Given data:
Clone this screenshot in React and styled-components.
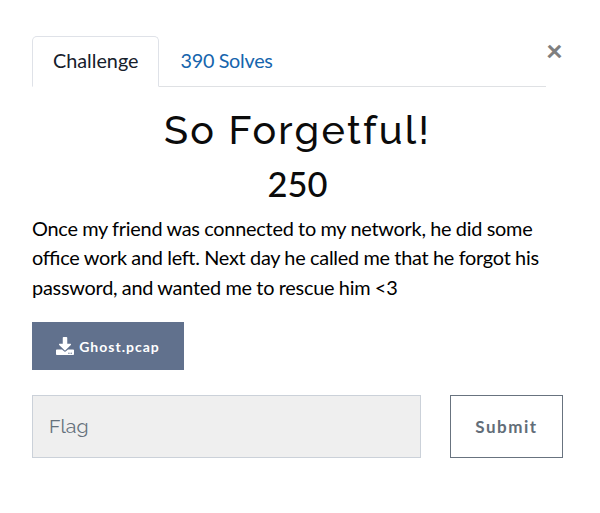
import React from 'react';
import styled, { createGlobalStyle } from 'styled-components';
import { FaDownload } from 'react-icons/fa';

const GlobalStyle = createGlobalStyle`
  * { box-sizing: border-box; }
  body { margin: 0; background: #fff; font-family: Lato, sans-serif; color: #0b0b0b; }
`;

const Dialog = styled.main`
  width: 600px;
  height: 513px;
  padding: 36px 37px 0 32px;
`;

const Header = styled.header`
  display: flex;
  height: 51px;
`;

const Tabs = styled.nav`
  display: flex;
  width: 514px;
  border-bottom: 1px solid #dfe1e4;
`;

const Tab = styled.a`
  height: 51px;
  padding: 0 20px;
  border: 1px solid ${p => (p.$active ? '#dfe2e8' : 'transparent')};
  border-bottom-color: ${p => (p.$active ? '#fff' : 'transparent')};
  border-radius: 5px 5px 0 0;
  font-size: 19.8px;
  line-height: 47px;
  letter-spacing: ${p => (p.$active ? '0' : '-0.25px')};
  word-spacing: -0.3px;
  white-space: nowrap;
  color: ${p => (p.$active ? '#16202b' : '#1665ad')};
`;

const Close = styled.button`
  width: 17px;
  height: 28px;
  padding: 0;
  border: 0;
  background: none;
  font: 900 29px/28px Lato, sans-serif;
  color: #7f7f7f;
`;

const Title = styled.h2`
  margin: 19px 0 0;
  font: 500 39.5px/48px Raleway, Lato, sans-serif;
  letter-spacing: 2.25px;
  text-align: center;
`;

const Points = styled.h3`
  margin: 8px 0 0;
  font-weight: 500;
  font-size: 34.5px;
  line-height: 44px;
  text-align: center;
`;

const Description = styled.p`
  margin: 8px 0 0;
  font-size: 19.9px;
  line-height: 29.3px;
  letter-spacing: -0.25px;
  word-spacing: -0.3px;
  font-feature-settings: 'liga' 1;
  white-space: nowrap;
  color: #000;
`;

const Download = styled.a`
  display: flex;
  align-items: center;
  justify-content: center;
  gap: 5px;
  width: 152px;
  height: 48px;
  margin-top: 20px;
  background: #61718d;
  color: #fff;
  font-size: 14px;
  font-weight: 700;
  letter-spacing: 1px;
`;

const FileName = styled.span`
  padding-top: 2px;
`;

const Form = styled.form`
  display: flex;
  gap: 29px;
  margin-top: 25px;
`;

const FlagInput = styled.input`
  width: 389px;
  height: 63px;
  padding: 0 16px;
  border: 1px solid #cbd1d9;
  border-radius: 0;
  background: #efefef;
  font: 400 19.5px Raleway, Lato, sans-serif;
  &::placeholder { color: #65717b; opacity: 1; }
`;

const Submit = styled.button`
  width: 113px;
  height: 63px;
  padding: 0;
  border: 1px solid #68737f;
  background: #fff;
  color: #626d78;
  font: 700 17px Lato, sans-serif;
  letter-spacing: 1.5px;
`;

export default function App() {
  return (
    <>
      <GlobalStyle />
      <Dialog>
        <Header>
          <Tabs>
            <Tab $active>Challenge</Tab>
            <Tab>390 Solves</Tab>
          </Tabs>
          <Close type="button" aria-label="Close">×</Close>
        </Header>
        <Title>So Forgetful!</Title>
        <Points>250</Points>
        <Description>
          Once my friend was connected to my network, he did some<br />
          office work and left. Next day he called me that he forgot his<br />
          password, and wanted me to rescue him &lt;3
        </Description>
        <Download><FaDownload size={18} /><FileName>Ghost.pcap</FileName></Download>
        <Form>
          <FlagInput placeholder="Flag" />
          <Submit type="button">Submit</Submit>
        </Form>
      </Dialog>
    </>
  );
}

Directions: Print the listing above in full, exactly as written. Omit any pictures.

Answer to the exercise:
Clone this screenshot in React and styled-components.
import React from 'react';
import styled, { createGlobalStyle } from 'styled-components';
import { FaDownload } from 'react-icons/fa';

const GlobalStyle = createGlobalStyle`
  * { box-sizing: border-box; }
  body { margin: 0; background: #fff; font-family: Lato, sans-serif; color: #0b0b0b; }
`;

const Dialog = styled.main`
  width: 600px;
  height: 513px;
  padding: 36px 37px 0 32px;
`;

const Header = styled.header`
  display: flex;
  height: 51px;
`;

const Tabs = styled.nav`
  display: flex;
  width: 514px;
  border-bottom: 1px solid #dfe1e4;
`;

const Tab = styled.a`
  height: 51px;
  padding: 0 20px;
  border: 1px solid ${p => (p.$active ? '#dfe2e8' : 'transparent')};
  border-bottom-color: ${p => (p.$active ? '#fff' : 'transparent')};
  border-radius: 5px 5px 0 0;
  font-size: 19.8px;
  line-height: 47px;
  letter-spacing: ${p => (p.$active ? '0' : '-0.25px')};
  word-spacing: -0.3px;
  white-space: nowrap;
  color: ${p => (p.$active ? '#16202b' : '#1665ad')};
`;

const Close = styled.button`
  width: 17px;
  height: 28px;
  padding: 0;
  border: 0;
  background: none;
  font: 900 29px/28px Lato, sans-serif;
  color: #7f7f7f;
`;

const Title = styled.h2`
  margin: 19px 0 0;
  font: 500 39.5px/48px Raleway, Lato, sans-serif;
  letter-spacing: 2.25px;
  text-align: center;
`;

const Points = styled.h3`
  margin: 8px 0 0;
  font-weight: 500;
  font-size: 34.5px;
  line-height: 44px;
  text-align: center;
`;

const Description = styled.p`
  margin: 8px 0 0;
  font-size: 19.9px;
  line-height: 29.3px;
  letter-spacing: -0.25px;
  word-spacing: -0.3px;
  font-feature-settings: 'liga' 1;
  white-space: nowrap;
  color: #000;
`;

const Download = styled.a`
  display: flex;
  align-items: center;
  justify-content: center;
  gap: 5px;
  width: 152px;
  height: 48px;
  margin-top: 20px;
  background: #61718d;
  color: #fff;
  font-size: 14px;
  font-weight: 700;
  letter-spacing: 1px;
`;

const FileName = styled.span`
  padding-top: 2px;
`;

const Form = styled.form`
  display: flex;
  gap: 29px;
  margin-top: 25px;
`;

const FlagInput = styled.input`
  width: 389px;
  height: 63px;
  padding: 0 16px;
  border: 1px solid #cbd1d9;
  border-radius: 0;
  background: #efefef;
  font: 400 19.5px Raleway, Lato, sans-serif;
  &::placeholder { color: #65717b; opacity: 1; }
`;

const Submit = styled.button`
  width: 113px;
  height: 63px;
  padding: 0;
  border: 1px solid #68737f;
  background: #fff;
  color: #626d78;
  font: 700 17px Lato, sans-serif;
  letter-spacing: 1.5px;
`;

export default function App() {
  return (
    <>
      <GlobalStyle />
      <Dialog>
        <Header>
          <Tabs>
            <Tab $active>Challenge</Tab>
            <Tab>390 Solves</Tab>
          </Tabs>
          <Close type="button" aria-label="Close">×</Close>
        </Header>
        <Title>So Forgetful!</Title>
        <Points>250</Points>
        <Description>
          Once my friend was connected to my network, he did some<br />
          office work and left. Next day he called me that he forgot his<br />
          password, and wanted me to rescue him &lt;3
        </Description>
        <Download><FaDownload size={18} /><FileName>Ghost.pcap</FileName></Download>
        <Form>
          <FlagInput placeholder="Flag" />
          <Submit type="button">Submit</Submit>
        </Form>
      </Dialog>
    </>
  );
}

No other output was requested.